Work to do - Copy every line from the data below in which the string "React" can be found.

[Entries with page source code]
--- Begin ---

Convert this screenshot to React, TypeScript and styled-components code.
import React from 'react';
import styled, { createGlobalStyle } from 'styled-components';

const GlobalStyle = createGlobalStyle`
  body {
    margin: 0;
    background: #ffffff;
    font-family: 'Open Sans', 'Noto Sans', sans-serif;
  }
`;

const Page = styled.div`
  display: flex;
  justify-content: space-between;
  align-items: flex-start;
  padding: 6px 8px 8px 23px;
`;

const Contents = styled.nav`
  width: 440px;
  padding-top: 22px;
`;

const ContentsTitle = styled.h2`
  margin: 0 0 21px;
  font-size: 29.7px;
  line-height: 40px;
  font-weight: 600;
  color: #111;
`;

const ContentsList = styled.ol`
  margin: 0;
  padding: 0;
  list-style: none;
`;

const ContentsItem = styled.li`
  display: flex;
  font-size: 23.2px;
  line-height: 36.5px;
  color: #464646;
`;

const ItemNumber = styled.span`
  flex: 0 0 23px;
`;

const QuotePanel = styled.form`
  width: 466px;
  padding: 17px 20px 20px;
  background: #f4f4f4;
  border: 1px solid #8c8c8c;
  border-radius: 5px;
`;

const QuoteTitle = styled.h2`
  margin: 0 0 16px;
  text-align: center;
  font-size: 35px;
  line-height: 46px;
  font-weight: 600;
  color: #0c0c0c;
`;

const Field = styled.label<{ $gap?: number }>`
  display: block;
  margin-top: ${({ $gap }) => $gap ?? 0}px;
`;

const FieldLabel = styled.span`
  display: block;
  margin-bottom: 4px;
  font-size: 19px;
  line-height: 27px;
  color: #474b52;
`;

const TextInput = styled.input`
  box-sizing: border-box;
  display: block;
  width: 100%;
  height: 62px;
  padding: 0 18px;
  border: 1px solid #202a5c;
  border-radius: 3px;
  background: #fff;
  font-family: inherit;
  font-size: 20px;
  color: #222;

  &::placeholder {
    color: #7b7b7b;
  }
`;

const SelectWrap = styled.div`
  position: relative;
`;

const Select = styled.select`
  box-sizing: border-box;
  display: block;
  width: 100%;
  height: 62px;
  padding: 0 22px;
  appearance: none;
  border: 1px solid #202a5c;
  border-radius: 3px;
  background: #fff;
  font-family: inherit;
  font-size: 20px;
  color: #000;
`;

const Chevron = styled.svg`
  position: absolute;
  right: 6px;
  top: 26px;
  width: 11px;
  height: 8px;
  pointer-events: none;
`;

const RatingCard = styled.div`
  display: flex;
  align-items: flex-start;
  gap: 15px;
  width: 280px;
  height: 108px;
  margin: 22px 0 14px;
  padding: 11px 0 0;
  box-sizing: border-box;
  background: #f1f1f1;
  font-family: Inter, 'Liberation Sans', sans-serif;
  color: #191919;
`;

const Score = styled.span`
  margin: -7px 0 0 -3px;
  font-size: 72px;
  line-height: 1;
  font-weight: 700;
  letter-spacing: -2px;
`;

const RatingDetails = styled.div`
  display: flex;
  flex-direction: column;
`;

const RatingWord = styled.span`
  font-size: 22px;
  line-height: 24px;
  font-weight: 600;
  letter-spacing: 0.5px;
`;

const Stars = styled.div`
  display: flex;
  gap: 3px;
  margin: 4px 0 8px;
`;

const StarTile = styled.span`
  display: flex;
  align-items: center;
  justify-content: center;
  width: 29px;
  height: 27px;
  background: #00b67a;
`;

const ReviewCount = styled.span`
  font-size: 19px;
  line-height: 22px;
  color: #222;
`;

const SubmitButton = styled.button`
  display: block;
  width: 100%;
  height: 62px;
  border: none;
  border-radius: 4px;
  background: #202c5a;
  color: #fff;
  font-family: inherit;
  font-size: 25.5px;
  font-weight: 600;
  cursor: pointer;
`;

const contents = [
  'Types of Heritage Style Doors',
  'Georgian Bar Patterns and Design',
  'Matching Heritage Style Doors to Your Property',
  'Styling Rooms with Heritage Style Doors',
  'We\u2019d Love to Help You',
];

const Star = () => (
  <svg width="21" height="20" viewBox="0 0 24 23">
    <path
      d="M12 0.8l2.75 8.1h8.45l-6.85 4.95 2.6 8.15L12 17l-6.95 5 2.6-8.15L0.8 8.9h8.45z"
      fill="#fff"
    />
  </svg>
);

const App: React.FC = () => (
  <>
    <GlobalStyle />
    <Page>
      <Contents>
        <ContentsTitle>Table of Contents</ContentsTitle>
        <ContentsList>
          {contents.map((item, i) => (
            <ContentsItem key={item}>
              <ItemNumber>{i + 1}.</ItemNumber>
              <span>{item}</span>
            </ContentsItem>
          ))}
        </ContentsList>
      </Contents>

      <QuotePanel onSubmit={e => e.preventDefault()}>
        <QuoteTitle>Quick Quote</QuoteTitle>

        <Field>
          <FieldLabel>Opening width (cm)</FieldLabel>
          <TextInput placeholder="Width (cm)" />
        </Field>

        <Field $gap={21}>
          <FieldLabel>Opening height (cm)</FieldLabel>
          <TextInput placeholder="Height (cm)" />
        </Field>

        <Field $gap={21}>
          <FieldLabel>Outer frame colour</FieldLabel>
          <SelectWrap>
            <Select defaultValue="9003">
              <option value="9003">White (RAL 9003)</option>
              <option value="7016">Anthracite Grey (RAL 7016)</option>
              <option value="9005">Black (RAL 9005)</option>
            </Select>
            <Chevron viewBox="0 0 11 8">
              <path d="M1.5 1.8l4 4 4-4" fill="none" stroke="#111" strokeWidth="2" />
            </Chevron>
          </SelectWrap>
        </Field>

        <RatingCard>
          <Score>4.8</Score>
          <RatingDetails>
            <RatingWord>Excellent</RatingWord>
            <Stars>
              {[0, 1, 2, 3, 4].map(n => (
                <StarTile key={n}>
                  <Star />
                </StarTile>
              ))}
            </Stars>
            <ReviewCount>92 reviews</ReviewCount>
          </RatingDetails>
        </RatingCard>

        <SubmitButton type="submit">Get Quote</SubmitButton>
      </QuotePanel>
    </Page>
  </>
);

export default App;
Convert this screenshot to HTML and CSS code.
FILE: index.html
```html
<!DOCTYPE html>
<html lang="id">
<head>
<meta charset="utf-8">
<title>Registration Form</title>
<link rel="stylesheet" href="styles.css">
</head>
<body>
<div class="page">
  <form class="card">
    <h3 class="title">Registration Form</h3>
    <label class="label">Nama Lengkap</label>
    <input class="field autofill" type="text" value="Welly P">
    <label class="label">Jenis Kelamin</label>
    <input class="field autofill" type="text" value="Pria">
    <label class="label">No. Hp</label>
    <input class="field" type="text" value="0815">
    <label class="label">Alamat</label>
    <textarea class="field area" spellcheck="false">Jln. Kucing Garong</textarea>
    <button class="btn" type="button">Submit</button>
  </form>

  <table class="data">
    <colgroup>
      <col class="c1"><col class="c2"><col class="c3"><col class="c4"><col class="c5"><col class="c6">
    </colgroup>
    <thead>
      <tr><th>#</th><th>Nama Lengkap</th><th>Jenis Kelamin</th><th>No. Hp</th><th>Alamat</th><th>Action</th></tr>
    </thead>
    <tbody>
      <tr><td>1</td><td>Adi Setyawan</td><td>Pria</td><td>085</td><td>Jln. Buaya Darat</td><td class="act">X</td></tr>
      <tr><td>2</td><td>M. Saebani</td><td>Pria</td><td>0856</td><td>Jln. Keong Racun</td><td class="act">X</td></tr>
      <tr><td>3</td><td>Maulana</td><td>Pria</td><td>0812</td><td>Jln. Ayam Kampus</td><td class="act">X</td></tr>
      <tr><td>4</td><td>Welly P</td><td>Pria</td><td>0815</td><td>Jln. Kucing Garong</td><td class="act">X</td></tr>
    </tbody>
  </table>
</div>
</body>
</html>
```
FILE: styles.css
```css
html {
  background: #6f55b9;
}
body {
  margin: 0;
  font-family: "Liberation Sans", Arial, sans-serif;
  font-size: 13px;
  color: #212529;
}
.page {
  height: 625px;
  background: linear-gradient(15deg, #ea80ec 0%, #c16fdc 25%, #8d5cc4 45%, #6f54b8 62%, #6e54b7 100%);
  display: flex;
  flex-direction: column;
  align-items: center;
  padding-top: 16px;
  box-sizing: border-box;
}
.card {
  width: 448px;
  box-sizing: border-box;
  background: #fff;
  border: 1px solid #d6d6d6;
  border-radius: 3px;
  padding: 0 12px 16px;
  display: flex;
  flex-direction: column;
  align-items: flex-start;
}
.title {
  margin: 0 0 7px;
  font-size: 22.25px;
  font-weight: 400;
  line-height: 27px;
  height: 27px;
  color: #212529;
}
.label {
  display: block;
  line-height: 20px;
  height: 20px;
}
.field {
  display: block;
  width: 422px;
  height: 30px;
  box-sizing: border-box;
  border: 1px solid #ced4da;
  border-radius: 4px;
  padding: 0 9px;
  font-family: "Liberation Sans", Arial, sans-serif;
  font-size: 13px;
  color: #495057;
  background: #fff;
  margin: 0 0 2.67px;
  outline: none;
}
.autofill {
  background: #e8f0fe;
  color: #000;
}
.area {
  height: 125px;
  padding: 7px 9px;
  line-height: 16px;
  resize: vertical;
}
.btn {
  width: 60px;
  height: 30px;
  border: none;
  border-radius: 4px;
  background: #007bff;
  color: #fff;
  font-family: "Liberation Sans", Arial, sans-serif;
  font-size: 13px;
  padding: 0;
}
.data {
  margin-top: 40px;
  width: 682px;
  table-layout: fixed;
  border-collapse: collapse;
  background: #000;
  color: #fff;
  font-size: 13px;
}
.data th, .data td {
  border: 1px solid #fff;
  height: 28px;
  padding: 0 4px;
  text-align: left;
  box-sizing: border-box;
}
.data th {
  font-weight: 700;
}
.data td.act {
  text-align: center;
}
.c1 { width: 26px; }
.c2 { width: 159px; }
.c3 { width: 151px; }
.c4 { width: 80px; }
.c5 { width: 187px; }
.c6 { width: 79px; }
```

--- End ---

Exercise output -
Convert this screenshot to React, TypeScript and styled-components code.
import React from 'react';
const App: React.FC = () => (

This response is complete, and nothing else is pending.